In his autobiography, Coolidge was wonderfully coy about all this. He didn’t mention Teapot Dome at all and had merely this to say about Harding’s last days:

I do not know what had impaired his health. I do know that the weight of the Presidency is very heavy. Later it was disclosed that he had discovered that some whom he had trusted had betrayed him, and he had been forced to call them to account. It is known that this discovery was a very heavy grief to him, perhaps more than he could bear. I never saw him again. In June he started for Alaska and—eternity.

Although Harding was not personally implicated in any of the corruption—his only crime was to be a complete fool—his reputation was ruined. By the summer of 1927, it seemed as if it could sink no lower. Then it sank lower.

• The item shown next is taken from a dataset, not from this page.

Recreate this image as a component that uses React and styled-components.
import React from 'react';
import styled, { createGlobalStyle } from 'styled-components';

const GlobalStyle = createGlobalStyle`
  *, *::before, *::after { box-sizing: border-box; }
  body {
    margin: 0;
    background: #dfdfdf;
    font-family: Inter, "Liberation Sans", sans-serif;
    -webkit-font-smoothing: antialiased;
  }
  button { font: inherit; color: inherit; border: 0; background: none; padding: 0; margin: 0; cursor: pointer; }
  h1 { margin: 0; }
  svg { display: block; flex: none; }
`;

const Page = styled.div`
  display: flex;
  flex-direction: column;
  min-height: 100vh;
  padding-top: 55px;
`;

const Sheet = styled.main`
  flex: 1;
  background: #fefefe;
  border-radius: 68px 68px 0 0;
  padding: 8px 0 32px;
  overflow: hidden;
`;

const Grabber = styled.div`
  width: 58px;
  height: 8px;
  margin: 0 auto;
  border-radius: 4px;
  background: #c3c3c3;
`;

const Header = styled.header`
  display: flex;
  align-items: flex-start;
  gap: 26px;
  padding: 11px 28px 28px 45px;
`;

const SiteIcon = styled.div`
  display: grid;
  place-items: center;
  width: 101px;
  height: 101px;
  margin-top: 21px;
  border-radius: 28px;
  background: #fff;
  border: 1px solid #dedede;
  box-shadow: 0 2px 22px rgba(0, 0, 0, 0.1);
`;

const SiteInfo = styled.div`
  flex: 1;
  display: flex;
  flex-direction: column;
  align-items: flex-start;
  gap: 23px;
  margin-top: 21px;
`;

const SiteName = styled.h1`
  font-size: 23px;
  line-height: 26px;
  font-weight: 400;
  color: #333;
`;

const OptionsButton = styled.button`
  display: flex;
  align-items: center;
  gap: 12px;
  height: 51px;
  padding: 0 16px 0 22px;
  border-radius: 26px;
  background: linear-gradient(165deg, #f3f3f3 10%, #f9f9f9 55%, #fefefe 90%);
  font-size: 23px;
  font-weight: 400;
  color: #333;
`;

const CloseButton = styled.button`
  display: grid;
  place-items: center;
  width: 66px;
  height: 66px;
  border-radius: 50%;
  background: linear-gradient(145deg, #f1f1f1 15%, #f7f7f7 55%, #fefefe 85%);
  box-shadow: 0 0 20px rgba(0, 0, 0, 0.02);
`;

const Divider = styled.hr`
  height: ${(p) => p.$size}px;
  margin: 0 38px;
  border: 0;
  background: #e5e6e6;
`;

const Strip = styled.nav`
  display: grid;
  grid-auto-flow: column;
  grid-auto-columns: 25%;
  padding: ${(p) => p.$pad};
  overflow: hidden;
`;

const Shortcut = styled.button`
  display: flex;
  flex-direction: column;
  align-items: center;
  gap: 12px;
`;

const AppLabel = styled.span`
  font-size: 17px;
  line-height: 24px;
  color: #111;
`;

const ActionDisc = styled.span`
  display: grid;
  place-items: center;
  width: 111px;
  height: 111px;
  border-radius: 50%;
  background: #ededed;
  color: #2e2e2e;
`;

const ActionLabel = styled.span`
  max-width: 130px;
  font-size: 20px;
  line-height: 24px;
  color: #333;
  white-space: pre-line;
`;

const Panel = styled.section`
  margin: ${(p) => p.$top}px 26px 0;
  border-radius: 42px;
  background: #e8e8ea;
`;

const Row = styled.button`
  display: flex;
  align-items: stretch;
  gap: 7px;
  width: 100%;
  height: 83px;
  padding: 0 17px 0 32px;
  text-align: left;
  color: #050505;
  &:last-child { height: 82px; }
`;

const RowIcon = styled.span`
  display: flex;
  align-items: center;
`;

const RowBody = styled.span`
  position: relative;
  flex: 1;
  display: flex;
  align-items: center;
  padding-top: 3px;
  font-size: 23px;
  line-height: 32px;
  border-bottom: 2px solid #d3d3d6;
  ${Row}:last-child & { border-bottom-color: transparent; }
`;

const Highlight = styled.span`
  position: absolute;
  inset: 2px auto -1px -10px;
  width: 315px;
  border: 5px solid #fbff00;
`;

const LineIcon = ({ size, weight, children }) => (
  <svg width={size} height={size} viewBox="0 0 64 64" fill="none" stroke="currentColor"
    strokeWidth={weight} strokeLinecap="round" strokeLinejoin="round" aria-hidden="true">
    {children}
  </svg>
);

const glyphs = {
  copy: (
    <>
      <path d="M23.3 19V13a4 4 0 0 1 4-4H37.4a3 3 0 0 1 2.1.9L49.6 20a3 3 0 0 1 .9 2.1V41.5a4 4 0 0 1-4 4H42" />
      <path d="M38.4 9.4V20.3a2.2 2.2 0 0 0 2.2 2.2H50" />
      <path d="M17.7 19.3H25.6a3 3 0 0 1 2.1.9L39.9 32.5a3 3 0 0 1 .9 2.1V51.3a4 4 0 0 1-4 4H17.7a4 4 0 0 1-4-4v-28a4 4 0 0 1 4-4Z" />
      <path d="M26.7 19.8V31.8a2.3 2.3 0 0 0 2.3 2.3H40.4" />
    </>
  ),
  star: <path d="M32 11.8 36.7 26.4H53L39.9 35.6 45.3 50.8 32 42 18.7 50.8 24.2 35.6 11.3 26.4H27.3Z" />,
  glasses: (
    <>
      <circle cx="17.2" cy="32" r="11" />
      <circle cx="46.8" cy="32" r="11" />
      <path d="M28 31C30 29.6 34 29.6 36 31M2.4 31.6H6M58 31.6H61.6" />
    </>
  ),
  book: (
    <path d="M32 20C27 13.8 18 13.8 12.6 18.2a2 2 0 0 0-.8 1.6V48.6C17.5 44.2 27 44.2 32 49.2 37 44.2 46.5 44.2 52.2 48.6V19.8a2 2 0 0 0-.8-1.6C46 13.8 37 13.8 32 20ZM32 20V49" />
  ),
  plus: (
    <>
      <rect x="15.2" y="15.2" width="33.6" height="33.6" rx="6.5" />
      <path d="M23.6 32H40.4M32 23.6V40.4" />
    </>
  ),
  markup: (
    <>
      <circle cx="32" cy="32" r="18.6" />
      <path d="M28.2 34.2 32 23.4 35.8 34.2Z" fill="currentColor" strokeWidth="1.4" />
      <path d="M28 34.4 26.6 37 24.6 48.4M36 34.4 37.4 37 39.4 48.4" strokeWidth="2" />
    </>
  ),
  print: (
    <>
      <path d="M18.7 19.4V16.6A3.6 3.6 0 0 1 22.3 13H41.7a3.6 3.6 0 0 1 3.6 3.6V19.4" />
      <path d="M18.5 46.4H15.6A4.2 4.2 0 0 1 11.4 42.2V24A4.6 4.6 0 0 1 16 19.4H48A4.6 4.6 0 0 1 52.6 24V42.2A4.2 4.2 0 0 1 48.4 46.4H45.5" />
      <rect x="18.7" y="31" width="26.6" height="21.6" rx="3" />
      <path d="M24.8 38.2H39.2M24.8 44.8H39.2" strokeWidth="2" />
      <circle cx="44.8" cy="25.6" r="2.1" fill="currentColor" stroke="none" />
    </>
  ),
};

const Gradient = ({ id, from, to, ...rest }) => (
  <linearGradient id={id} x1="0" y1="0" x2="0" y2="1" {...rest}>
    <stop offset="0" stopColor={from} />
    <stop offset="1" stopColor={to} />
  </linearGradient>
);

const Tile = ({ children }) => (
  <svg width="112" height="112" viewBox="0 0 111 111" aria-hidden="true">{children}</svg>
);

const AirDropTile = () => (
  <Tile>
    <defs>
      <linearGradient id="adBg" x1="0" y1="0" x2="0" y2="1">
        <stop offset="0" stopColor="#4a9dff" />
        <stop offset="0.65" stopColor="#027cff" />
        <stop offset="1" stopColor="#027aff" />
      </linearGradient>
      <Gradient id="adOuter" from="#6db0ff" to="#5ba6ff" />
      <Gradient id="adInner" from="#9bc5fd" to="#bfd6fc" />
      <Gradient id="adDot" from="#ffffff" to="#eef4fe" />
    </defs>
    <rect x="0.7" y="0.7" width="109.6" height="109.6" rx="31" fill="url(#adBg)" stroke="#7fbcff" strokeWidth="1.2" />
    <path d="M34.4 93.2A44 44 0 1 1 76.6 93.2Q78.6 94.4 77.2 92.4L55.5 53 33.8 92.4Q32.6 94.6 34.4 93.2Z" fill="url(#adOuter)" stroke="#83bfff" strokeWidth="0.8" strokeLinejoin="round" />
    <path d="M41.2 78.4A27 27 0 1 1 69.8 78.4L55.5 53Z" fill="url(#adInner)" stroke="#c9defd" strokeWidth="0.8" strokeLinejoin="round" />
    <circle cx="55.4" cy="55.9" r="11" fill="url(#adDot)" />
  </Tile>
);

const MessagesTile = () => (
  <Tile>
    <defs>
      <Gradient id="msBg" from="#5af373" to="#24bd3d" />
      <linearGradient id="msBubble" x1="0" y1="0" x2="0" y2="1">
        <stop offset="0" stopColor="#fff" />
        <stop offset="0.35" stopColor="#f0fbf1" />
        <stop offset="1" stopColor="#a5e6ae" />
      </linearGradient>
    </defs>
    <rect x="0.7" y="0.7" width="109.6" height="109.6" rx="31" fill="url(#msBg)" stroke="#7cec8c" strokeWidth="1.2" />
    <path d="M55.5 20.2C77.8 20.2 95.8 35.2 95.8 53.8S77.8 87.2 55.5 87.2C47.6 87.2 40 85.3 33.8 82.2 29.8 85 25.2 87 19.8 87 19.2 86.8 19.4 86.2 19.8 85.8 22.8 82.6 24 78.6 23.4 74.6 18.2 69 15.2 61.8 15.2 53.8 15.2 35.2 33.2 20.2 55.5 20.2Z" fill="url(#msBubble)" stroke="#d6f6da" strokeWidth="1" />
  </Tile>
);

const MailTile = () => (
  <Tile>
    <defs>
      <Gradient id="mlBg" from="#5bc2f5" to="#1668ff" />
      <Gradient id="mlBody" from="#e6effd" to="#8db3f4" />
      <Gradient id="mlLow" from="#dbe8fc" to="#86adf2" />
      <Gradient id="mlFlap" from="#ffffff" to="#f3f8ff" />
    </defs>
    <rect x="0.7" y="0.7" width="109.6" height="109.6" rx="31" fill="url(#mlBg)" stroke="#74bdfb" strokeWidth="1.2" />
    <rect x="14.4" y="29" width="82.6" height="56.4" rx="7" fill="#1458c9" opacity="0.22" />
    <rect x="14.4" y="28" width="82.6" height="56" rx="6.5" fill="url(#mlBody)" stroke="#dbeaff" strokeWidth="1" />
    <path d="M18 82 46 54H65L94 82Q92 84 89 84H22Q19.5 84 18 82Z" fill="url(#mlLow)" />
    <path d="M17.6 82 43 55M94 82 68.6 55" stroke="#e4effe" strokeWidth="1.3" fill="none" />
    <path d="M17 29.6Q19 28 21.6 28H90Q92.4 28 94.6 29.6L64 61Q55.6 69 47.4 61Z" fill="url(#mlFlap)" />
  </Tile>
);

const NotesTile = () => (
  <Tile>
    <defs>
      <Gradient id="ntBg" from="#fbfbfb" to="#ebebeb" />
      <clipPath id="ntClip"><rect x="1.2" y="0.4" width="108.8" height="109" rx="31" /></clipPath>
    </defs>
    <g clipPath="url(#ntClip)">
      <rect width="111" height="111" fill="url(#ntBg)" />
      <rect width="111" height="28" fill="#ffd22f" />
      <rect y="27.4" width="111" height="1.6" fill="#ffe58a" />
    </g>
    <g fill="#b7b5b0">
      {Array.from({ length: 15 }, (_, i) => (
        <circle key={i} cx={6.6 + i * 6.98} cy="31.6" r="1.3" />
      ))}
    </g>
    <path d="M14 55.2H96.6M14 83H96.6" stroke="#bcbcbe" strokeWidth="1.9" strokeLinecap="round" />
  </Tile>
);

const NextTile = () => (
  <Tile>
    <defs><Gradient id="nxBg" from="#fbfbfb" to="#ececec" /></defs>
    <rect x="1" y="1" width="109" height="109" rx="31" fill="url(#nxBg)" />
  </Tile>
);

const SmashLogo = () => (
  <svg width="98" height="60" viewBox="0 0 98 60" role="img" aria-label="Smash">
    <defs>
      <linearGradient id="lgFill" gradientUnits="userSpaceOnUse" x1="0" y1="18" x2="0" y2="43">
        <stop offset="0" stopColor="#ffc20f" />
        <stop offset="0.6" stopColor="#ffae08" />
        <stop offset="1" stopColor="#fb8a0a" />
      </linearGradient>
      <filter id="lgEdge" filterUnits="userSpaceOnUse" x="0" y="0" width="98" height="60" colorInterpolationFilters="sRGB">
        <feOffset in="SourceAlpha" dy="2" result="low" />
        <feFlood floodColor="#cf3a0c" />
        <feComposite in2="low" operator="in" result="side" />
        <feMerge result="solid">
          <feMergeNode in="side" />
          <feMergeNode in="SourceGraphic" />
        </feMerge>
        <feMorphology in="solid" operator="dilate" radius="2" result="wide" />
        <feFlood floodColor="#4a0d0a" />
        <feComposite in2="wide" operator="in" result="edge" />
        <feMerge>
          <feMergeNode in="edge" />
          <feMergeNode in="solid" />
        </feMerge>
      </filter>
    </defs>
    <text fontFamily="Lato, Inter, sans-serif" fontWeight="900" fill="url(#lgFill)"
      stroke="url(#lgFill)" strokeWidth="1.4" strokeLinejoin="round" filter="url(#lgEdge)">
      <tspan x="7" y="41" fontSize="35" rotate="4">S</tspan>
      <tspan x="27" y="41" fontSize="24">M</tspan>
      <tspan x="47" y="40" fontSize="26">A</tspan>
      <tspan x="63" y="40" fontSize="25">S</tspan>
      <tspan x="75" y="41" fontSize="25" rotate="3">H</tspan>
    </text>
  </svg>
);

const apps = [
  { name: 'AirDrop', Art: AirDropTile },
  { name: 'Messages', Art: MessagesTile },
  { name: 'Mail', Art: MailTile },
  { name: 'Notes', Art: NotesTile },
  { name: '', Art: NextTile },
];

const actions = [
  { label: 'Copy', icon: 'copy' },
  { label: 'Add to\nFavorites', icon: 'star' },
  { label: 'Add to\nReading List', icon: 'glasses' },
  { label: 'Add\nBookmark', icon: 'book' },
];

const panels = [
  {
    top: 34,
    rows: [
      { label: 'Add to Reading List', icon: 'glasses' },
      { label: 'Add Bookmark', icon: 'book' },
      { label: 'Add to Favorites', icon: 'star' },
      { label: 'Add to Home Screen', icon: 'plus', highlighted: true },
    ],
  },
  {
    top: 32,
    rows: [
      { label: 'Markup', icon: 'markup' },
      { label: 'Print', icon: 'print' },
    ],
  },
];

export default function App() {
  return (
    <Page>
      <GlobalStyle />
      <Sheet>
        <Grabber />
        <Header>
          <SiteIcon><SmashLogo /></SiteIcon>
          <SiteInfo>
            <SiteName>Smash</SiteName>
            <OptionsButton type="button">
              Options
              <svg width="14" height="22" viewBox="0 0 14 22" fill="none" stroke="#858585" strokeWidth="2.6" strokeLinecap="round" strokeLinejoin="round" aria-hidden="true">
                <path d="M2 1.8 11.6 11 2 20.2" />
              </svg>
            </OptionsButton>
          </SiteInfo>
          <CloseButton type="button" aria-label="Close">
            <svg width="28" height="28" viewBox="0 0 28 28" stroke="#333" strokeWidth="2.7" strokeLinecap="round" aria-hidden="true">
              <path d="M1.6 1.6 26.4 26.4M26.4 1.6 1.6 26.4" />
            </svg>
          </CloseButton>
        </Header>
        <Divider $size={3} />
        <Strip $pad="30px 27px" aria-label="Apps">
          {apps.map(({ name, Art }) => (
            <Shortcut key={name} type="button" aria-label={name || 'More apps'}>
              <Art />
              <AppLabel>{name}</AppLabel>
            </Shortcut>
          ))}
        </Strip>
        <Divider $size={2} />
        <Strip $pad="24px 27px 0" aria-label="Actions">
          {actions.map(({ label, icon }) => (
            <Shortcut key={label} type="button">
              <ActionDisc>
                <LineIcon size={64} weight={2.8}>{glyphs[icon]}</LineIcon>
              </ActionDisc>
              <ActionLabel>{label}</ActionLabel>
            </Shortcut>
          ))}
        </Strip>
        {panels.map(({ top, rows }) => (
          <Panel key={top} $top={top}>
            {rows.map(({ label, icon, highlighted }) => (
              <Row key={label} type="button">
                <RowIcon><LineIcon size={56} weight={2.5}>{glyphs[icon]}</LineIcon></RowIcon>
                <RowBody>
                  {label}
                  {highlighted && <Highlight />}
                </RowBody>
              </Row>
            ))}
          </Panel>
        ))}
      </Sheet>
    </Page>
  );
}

In July, an attractive young woman of his intimate acquaintance named Nan Britton produced an eye-poppingly juicy book called
The President’s Daughter
. The story was unedifying but irresistible. As a schoolgirl in Marion, Ohio, Miss Britton had formed a crush on her father’s handsome friend, the stately Mr. Harding, the proprietor of the
Marion Star
. Harding was thirty-one years Britton’s senior and was in any case engaged in a hot affair with his wife’s best friend—he truly was a bit of a dog—so a crush was as far as things ever seemed likely to go.

But then Miss Britton did something that Warren Harding always found hard to resist: she grew into womanhood. Meeting her again some time later, Harding was moved and smitten. Miss Britton was only too willing. They embarked on a passionate affair. Harding was now a successful politician, and Miss Britton often accompanied him on the campaign trail, generally posing as his niece. On October 22, 1919, she gave birth to a daughter, Elizabeth Ann, in Asbury Park, New Jersey. Britton was twenty-three, he was fifty-four. Harding did the decent thing and supported Britton with regular payments of $100 or $150. He also continued relations with Britton as his political career blossomed, but he never saw the child. With his sudden death the payments to Britton ceased. When Harding’s family refused to extend any additional support, Britton decided to reveal all in a book.